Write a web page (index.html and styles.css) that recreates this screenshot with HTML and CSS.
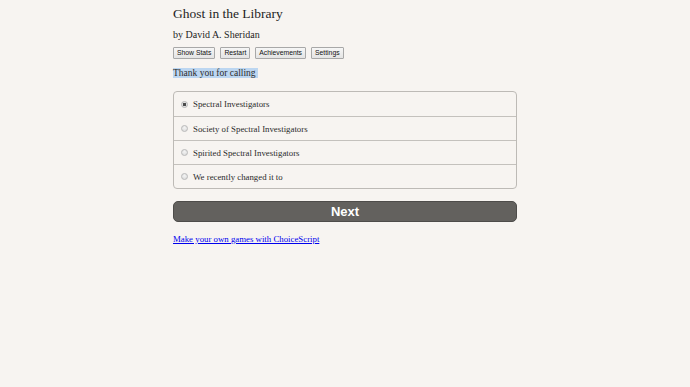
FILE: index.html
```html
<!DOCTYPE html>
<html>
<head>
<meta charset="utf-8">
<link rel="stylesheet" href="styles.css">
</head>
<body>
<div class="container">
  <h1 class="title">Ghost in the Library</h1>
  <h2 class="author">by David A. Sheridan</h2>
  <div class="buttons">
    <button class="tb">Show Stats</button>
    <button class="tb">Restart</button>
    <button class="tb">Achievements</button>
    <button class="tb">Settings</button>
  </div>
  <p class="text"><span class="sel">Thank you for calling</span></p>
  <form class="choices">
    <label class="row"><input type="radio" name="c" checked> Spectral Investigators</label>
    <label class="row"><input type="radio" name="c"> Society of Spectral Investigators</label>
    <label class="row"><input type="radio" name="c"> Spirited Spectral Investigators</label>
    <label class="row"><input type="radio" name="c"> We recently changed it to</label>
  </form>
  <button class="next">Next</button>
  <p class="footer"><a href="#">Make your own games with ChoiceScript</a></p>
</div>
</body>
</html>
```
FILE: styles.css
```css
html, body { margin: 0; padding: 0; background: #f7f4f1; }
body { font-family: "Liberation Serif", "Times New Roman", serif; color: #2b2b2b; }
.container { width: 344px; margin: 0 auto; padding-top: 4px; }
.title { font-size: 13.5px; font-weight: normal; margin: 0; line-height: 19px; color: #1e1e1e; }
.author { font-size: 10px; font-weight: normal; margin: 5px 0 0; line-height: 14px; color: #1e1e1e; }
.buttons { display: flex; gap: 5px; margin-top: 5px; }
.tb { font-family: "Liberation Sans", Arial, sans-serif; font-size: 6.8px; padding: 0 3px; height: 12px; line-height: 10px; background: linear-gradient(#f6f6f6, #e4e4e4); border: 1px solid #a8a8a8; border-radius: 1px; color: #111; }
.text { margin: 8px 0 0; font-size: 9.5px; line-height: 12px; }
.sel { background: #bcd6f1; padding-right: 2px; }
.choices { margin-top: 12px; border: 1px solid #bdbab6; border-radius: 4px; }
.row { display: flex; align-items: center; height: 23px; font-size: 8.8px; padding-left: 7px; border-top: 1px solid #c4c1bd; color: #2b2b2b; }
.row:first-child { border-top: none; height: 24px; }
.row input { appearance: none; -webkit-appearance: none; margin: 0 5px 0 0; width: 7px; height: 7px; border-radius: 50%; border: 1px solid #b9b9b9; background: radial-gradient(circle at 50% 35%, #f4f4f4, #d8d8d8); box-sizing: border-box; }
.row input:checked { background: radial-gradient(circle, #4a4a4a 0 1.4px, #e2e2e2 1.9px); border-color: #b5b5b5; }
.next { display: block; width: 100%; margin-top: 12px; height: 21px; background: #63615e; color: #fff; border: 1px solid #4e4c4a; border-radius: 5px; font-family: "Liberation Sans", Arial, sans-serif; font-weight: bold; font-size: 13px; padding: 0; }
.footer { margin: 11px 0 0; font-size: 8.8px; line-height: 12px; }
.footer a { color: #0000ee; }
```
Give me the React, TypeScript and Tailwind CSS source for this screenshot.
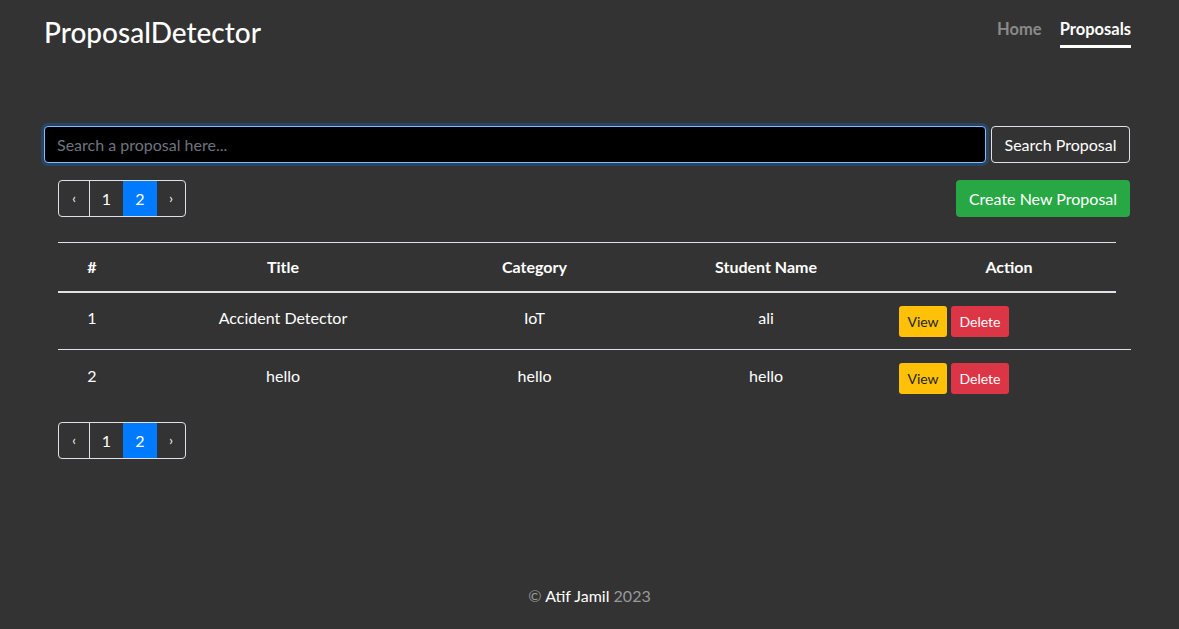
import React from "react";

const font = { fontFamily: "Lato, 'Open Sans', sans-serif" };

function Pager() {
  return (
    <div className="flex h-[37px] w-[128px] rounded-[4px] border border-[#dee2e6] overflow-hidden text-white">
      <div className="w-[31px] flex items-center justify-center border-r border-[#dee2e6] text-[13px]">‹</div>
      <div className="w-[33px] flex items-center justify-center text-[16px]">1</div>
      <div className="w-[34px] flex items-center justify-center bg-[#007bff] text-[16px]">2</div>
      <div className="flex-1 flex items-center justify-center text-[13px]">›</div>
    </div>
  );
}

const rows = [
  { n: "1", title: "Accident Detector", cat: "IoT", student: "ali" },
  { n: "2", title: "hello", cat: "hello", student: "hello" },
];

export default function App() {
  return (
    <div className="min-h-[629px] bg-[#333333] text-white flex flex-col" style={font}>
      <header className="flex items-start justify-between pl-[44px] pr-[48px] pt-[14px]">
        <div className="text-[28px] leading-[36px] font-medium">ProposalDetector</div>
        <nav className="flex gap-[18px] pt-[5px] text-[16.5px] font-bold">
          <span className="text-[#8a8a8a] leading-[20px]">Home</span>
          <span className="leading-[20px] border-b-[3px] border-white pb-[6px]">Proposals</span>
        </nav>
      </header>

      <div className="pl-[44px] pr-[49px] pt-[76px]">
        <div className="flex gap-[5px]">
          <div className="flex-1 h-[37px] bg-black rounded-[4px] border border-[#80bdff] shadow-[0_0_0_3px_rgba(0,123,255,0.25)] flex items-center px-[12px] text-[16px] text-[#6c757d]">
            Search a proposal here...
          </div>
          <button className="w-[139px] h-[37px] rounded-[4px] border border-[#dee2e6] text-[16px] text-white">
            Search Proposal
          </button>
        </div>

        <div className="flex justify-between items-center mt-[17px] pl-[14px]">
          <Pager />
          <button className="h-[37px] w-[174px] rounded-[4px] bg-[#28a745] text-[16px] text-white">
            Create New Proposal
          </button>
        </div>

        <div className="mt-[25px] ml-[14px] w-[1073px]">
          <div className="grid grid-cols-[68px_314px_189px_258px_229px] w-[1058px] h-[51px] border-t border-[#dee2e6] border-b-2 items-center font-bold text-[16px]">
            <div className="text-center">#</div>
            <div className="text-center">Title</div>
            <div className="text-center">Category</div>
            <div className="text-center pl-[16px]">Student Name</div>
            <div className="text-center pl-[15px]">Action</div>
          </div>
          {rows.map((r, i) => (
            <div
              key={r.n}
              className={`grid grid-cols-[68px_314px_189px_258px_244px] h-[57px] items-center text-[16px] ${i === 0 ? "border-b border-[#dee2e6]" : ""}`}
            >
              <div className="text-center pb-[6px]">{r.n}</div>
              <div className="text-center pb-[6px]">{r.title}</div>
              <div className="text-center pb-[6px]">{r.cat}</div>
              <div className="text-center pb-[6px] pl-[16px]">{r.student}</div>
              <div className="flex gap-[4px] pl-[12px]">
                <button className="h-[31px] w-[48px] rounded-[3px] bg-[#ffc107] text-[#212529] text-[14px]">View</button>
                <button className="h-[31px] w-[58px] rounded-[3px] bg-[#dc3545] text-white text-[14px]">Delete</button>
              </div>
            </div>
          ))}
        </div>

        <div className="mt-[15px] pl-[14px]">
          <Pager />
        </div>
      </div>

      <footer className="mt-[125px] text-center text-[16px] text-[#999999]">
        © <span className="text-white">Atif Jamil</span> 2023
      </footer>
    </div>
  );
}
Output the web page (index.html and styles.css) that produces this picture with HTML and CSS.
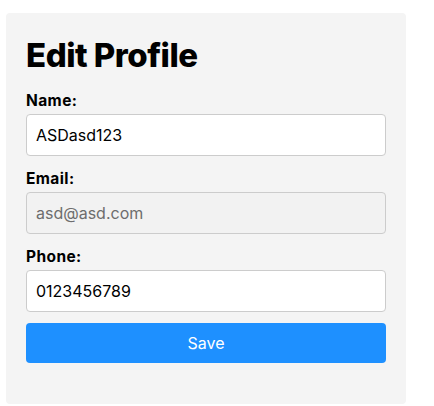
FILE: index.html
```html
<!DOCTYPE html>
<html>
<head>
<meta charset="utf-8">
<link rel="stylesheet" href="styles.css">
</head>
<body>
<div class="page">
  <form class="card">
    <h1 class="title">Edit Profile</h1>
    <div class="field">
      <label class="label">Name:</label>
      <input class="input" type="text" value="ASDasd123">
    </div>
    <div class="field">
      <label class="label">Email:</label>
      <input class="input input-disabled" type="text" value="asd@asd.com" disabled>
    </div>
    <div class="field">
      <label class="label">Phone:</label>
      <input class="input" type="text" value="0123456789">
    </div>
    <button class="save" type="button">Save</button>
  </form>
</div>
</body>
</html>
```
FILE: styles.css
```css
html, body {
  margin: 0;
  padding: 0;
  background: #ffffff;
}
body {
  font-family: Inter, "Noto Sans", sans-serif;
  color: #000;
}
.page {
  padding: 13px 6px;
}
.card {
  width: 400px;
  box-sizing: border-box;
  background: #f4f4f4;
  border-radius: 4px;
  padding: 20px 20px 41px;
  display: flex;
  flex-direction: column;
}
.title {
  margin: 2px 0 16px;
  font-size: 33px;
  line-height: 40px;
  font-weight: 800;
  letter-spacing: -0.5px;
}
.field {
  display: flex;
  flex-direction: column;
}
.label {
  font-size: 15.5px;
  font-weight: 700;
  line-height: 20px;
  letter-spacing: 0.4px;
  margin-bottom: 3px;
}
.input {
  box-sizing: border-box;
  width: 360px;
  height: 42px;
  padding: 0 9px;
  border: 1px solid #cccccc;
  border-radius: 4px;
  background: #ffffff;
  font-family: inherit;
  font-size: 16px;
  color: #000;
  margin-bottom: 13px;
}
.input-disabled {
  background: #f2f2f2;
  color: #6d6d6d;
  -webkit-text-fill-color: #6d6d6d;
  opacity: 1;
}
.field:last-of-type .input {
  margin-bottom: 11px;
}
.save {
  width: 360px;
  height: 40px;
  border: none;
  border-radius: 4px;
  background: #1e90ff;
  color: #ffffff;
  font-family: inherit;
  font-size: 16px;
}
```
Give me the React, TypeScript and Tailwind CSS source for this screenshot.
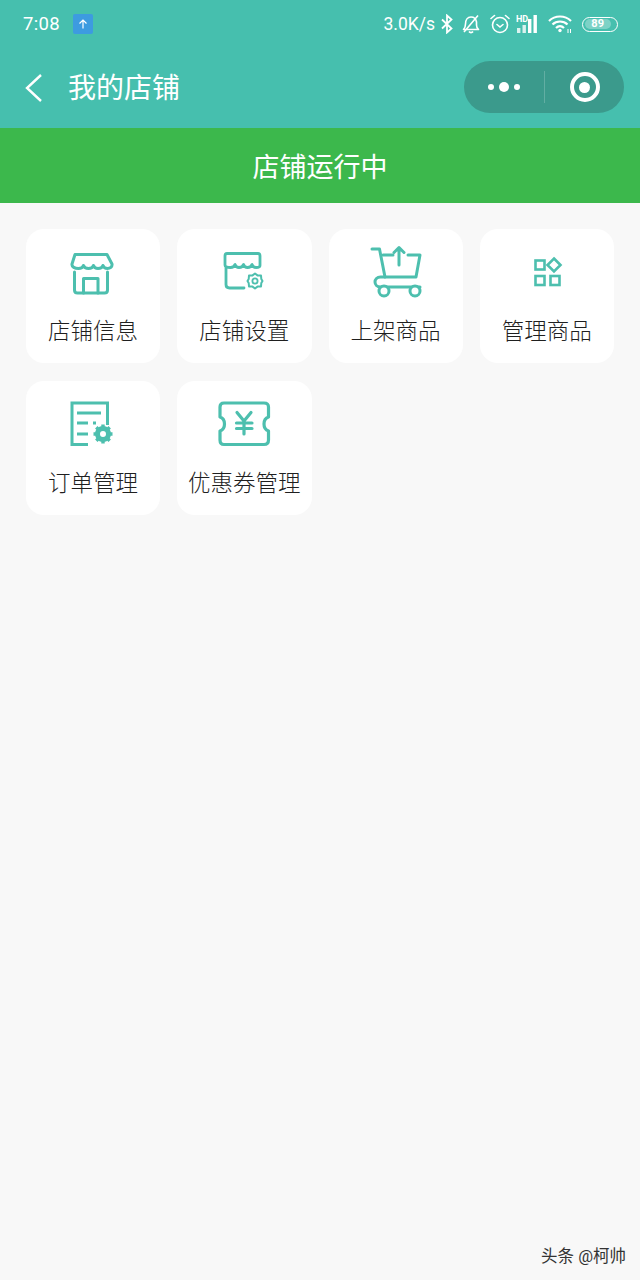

━━━━

• **Work required**
Across the preceding material, how many lines contain the word "that"? State the number alone.

• **Solution for this problem**
2